TikTok's Local Feed: A New Threat to Dating Apps' Discovery Ambitions
·6 min read
TikTok rolled out Local Feed to 170 million US users on 11th February, using GPS tracking to surface nearby venues and events
56% of US adults aged 18-29 use TikTok, with median session times exceeding dating apps by a factor of three
Local Feed has been live in UK, France, Italy, and Germany since December 2025, giving TikTok three months of international learnings before US launch
The feature requires users aged 18+ to opt in to precise location tracking whilst actively using the app
Match Group spent years building date spot recommendations. Bumble launched event discovery to drive real-world meetups. Hinge positioned itself as the app for people who actually want to go on dates, complete with venue suggestions. TikTok just entered the same space with 170 million US users and an algorithm that already determines what half the country watches over breakfast.

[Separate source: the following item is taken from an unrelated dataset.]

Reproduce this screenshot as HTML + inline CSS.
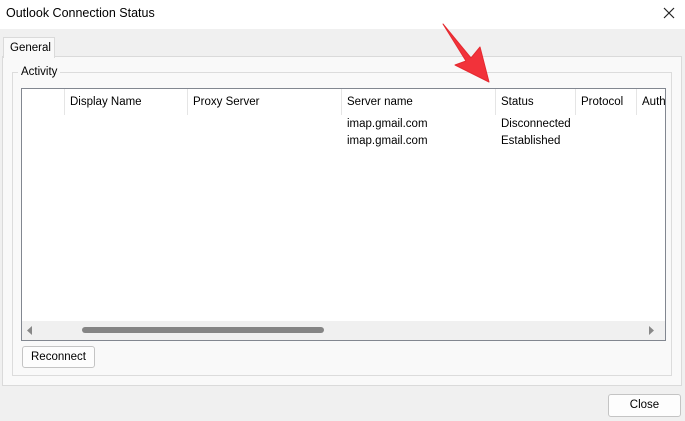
<!DOCTYPE html>
<html><head><style>
*{margin:0;padding:0;box-sizing:border-box}
body{width:685px;height:421px;background:#f0f0f0;font-family:"Liberation Sans",sans-serif;font-size:11.5px;color:#000;position:relative;overflow:hidden}
.abs{position:absolute}
.btn{position:absolute;background:#fdfdfd;border:1px solid #c4c4c4;border-radius:3px;text-align:center;line-height:20px}
</style></head><body>
<div class="abs" style="left:0;top:0;width:685px;height:29px;background:#fff"></div>
<div class="abs" style="left:6px;top:6px;font-size:12.5px">Outlook Connection Status</div>
<svg class="abs" style="left:662px;top:6px" width="14" height="14"><path d="M2 2L12 12M12 2L2 12" stroke="#222" stroke-width="1.2"/></svg>
<div class="abs" style="left:2px;top:56px;width:680px;height:330px;background:#f9f9f9;border:1px solid #dadada"></div>
<div class="abs" style="left:3px;top:37px;width:52px;height:21px;background:#f9f9f9;border:1px solid #dadada;border-bottom:none;padding:4px 0 0 6px">General</div>
<div class="abs" style="left:12px;top:72px;width:660px;height:304px;border:1px solid #dcdcdc"></div>
<div class="abs" style="left:18px;top:66px;background:#f9f9f9;padding:0 3px">Activity</div>
<div class="abs" style="left:21px;top:88px;width:645px;height:253px;background:#fff;border:1px solid #828790;overflow:hidden">
 <div class="abs" style="left:42px;top:0;width:1px;height:26px;background:#e5e5e5"></div>
 <div class="abs" style="left:165px;top:0;width:1px;height:26px;background:#e5e5e5"></div>
 <div class="abs" style="left:319px;top:0;width:1px;height:26px;background:#e5e5e5"></div>
 <div class="abs" style="left:473px;top:0;width:1px;height:26px;background:#e5e5e5"></div>
 <div class="abs" style="left:553px;top:0;width:1px;height:26px;background:#e5e5e5"></div>
 <div class="abs" style="left:614px;top:0;width:1px;height:26px;background:#e5e5e5"></div>
 <div class="abs" style="left:48px;top:7px">Display Name</div>
 <div class="abs" style="left:171px;top:7px">Proxy Server</div>
 <div class="abs" style="left:325px;top:7px">Server name</div>
 <div class="abs" style="left:479px;top:7px">Status</div>
 <div class="abs" style="left:559px;top:7px">Protocol</div>
 <div class="abs" style="left:620px;top:7px">Auth</div>
 <div class="abs" style="left:325px;top:29px">imap.gmail.com</div>
 <div class="abs" style="left:479px;top:29px">Disconnected</div>
 <div class="abs" style="left:325px;top:46px">imap.gmail.com</div>
 <div class="abs" style="left:479px;top:46px">Established</div>
 <div class="abs" style="left:0;top:232px;width:645px;height:20px;background:#f0f0f0"></div>
 <svg class="abs" style="left:5px;top:237px" width="6" height="9"><path d="M5 0L0 4.5L5 9Z" fill="#888"/></svg>
 <svg class="abs" style="left:627px;top:237px" width="6" height="9"><path d="M0 0L5 4.5L0 9Z" fill="#888"/></svg>
 <div class="abs" style="left:60px;top:238px;width:242px;height:6px;border-radius:3px;background:#858585"></div>
</div>
<div class="btn" style="left:22px;top:346px;width:73px;height:22px">Reconnect</div>
<div class="btn" style="left:608px;top:394px;width:73px;height:23px">Close</div>
<svg class="abs" style="left:435px;top:18px" width="65" height="75"><path d="M8 6L36 40L45 29L54 64L20 47L31 43Z" fill="#f2323a" stroke="#e52a30" stroke-width="1" stroke-linejoin="round"/></svg>
</body></html>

The platform announced its US rollout of Local Feed on 11th February, a GPS-enabled feature that surfaces nearby restaurants, events, shopping, and travel content based on precise location tracking. Users aged 18 and above can opt in to share their location while actively using the app. The feed prioritises recency alongside proximity and topic relevance, creating a perpetually refreshed stream of hyperlocal content that updates as users move through their day.
For dating operators who've invested millions in becoming the answer to 'where should we meet?', this represents a direct threat to one of the few meaningful product differentiators beyond swipe mechanics.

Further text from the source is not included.